While somewhat unintuitive, many wetlands and species are in fact acclimated to periodic, low-severity fire. Research suggests low-severity fires can even support long-term carbon storage by changing the chemistry of the carbon in the soil organic matter into a more stable form, restricting microbial decomposition. (4) People indigenous to the region have spent thousands of years working with fire. It is the increased frequency and severity of flameless but flammable smoldering peat fires that can cause public health and climate policy problems.

Some of the largest and longest-running fires on Earth, notoriously difficult to identify and extinguish, smoldering fires burn fuels like coal and peat, engendering health crises by releasing more fine particulate matter than other wildfires (5) and mobilizing carbon that has long been an inactive part of the carbon cycle, accounting for up to 15% of annual global greenhouse gas emissions. (6) Burning deep and laterally, they can change soil elevation and thus how water moves thereafter. Large fires of this sort occurred every 50+ years during the past century. (7) Newer models adopt a return interval of five to ten years. (8)
Aquatic Resolutions
West Mims
Short wave infrared (SWIR) bands indicate how much water is present in plants and soil since water reflects SWIR wavelengths. Newly burned land reflects strongly in red. The image is from about a month after the West Mims Fire. The time-lapse shows the couple months before and after the fire.
Source: Sentinel 2.
The Normalized Difference Moisture Index (NDMI) is used to determine vegetation water content and monitor droughts. Red and orange colors denote negative NDMI values, corresponding to barren soil. Yellow to green generally correspond to water stress while high values represented in blue and purple represent high canopy without water stress. The image is from about a month after the West Mims Fire. The time-lapse shows the year before the fire and a couple of months after it.
Source: Sentinel 2.
HERE for more on peat fires and reading the continuity of the peat archive
Peat is wet but condenses as it dries, turning into one of the most flammable substances in nature. As such, peatlands exist in a continuum of wetness and hotness, a space of constant shifting. A peat fire is born from a surface fire, often instigated by lightning. When the energy produced by fire is higher than the energy needed to dry the underneath of peat, then it becomes smoldering. The fire burns laterally and horizontally, carving a depression into the land and turning the peat to smoke and black carbon. Smoke from peat fires surrounds bodies enmeshed in the world that "crosses through them, transforms them, and is transformed by them," which environmental humanities and material feminism scholar Stacey Alaimo encapsulates with the notion of transcorporeality. (a) In this vein, Rob Nixon, perhaps best known for coining "slow violence"—meaning a gradual and less conspicuous violence with no less disastrous effects—contends that the past is never fully past. (b) The matter in natural archives does not stay submerged, and instead traverses bodies, which are forever in becoming.

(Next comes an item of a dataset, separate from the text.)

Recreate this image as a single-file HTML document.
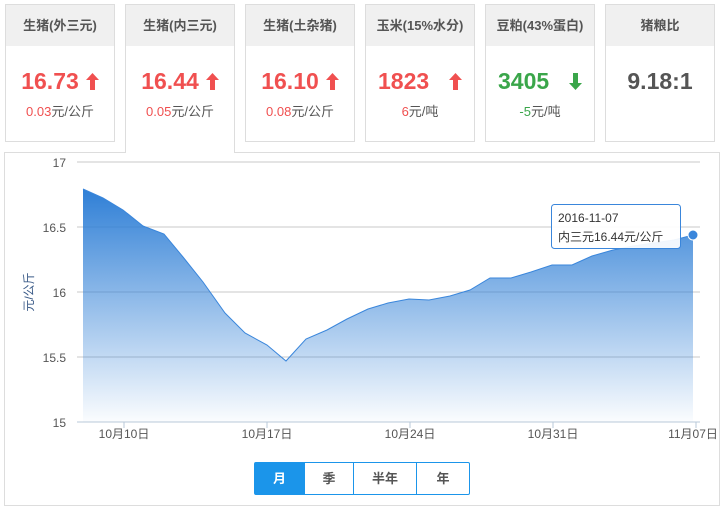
<!DOCTYPE html>
<html><head><meta charset="utf-8"><style>
*{box-sizing:border-box;margin:0;padding:0}
body{width:725px;height:513px;background:#fff;font-family:"Liberation Sans","Noto Sans CJK SC",sans-serif;position:relative;overflow:hidden}
.card{position:absolute;top:4px;width:110px;height:138px;border:1px solid #ddd;background:#fff;text-align:center}
.card.act{height:149px;border-bottom:none;z-index:2}
.hd{height:41px;background:#f0f0f0;line-height:41px;font-size:13px;font-weight:bold;color:#555}
.v{margin-top:21px;font-size:23px;font-weight:bold;line-height:28px}
.v svg{vertical-align:-1px;margin-left:7px}
.s{margin-top:6px;font-size:13px;color:#555}
.r{color:#f05050}.g{color:#3aa64a}
.panel{position:absolute;left:4px;top:152px;width:716px;height:354px;border:1px solid #ddd;background:#fff;z-index:1}
.btns{position:absolute;left:254px;top:462px;height:33px;display:flex;border:1px solid #1b95ea;border-radius:2px;z-index:3;background:#fff}
.btns div{height:31px;line-height:31px;text-align:center;font-size:13px;font-weight:bold;color:#555;border-left:1px solid #1b95ea}
.btns div:first-child{border-left:none;background:#1b95ea;color:#fff}
</style></head><body>
<div class="card" style="left:5px"><div class="hd">生猪(外三元)</div><div class="v r">16.73<svg width="13" height="17" viewBox="0 0 13 17"><path d="M6.5 0L13 7H9V17H4V7H0Z" fill="#f05050"/></svg></div><div class="s"><span class="r">0.03</span>元/公斤</div></div>
<div class="card act" style="left:125px"><div class="hd">生猪(内三元)</div><div class="v r">16.44<svg width="13" height="17" viewBox="0 0 13 17"><path d="M6.5 0L13 7H9V17H4V7H0Z" fill="#f05050"/></svg></div><div class="s"><span class="r">0.05</span>元/公斤</div></div>
<div class="card" style="left:245px"><div class="hd">生猪(土杂猪)</div><div class="v r">16.10<svg width="13" height="17" viewBox="0 0 13 17"><path d="M6.5 0L13 7H9V17H4V7H0Z" fill="#f05050"/></svg></div><div class="s"><span class="r">0.08</span>元/公斤</div></div>
<div class="card" style="left:365px"><div class="hd">玉米(15%水分)</div><div class="v r">1823 &nbsp;<svg width="13" height="17" viewBox="0 0 13 17"><path d="M6.5 0L13 7H9V17H4V7H0Z" fill="#f05050"/></svg></div><div class="s"><span class="r">6</span>元/吨</div></div>
<div class="card" style="left:485px"><div class="hd">豆粕(43%蛋白)</div><div class="v g">3405 &nbsp;<svg width="13" height="17" viewBox="0 0 13 17"><path d="M6.5 17L13 10H9V0H4V10H0Z" fill="#3aa64a"/></svg></div><div class="s"><span class="g">-5</span>元/吨</div></div>
<div class="card" style="left:605px"><div class="hd">猪粮比</div><div class="v" style="color:#555">9.18:1</div></div>
<div class="panel"></div>
<svg width="725" height="513" style="position:absolute;left:0;top:0;z-index:2" font-family="Liberation Sans,Noto Sans CJK SC,sans-serif">
<defs><linearGradient id="gr" x1="0" y1="0" x2="0" y2="1"><stop offset="0" stop-color="#2f7fd6"/><stop offset="1" stop-color="#2f7fd6" stop-opacity="0.02"/></linearGradient></defs>
<g stroke="#c8c8c8"><line x1="77" y1="162" x2="700" y2="162"/><line x1="77" y1="227" x2="700" y2="227"/><line x1="77" y1="292" x2="700" y2="292"/><line x1="77" y1="357" x2="700" y2="357"/></g>
<path fill="url(#gr)" stroke="none" d="M83,422 L83,189 L103,198 L123,210 L143,226 L164,234 L183,257 L203,282 L225,313 L245,333 L267,345 L286,361 L306,339 L327,330 L347,319 L368,309 L388,303 L409,299 L429,300 L450,296 L470,290 L490,278 L511,278 L531,272 L552,265 L572,265 L592,256 L613,250 L633,246 L654,243 L674,240 L693,235 L693,422 Z"/>
<path fill="none" stroke="#3a86db" stroke-width="1" d="M83,189 L103,198 L123,210 L143,226 L164,234 L183,257 L203,282 L225,313 L245,333 L267,345 L286,361 L306,339 L327,330 L347,319 L368,309 L388,303 L409,299 L429,300 L450,296 L470,290 L490,278 L511,278 L531,272 L552,265 L572,265 L592,256 L613,250 L633,246 L654,243 L674,240 L693,235"/>
<line x1="77" y1="422" x2="700" y2="422" stroke="#b8c8d8"/>
<g stroke="#b8c8d8"><line x1="124" y1="422" x2="124" y2="428"/><line x1="267" y1="422" x2="267" y2="428"/><line x1="410" y1="422" x2="410" y2="428"/><line x1="553" y1="422" x2="553" y2="428"/><line x1="696" y1="422" x2="696" y2="428"/></g>
<g font-size="12" fill="#555" text-anchor="end"><text x="66" y="167">17</text><text x="66" y="232">16.5</text><text x="66" y="297">16</text><text x="66" y="362">15.5</text><text x="66" y="427">15</text></g>
<g font-size="12" fill="#555" text-anchor="middle"><text x="124" y="438">10月10日</text><text x="267" y="438">10月17日</text><text x="410" y="438">10月24日</text><text x="553" y="438">10月31日</text><text x="693" y="438">11月07日</text></g>
<text transform="translate(33,292) rotate(-90)" font-size="12" fill="#3b5b88" text-anchor="middle">元/公斤</text>
<rect x="551.5" y="204.5" width="129" height="44" rx="3" fill="#fff" fill-opacity="0.92" stroke="#3a86db"/>
<text x="558" y="222" font-size="12" fill="#333">2016-11-07</text>
<text x="558" y="241" font-size="12" fill="#333">内三元16.44元/公斤</text>
<circle cx="693" cy="235" r="5" fill="#3a86db" stroke="#fff" stroke-width="1"/>
</svg>
<div class="btns"><div style="width:49px">月</div><div style="width:49px">季</div><div style="width:63px">半年</div><div style="width:53px">年</div></div>
</body></html>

Reading the continuity of the peat archive as it goes up in smoke is a kind of reading atmosphere. Thinking with atmospheres is a growing practice of attending to questions of how matter becomes airborne and settles many times over, warming the planet, traversing and toxifying bodies as "channels, containers, and filters for airs and the things they hold." (c) Scholars Timothy Choy and Jerry Zee offer "suspension" as a "becoming-atmospheric," writing, "To ask after subjects of suspension is to ask what beings are in becoming in thickening atmospheres." (d)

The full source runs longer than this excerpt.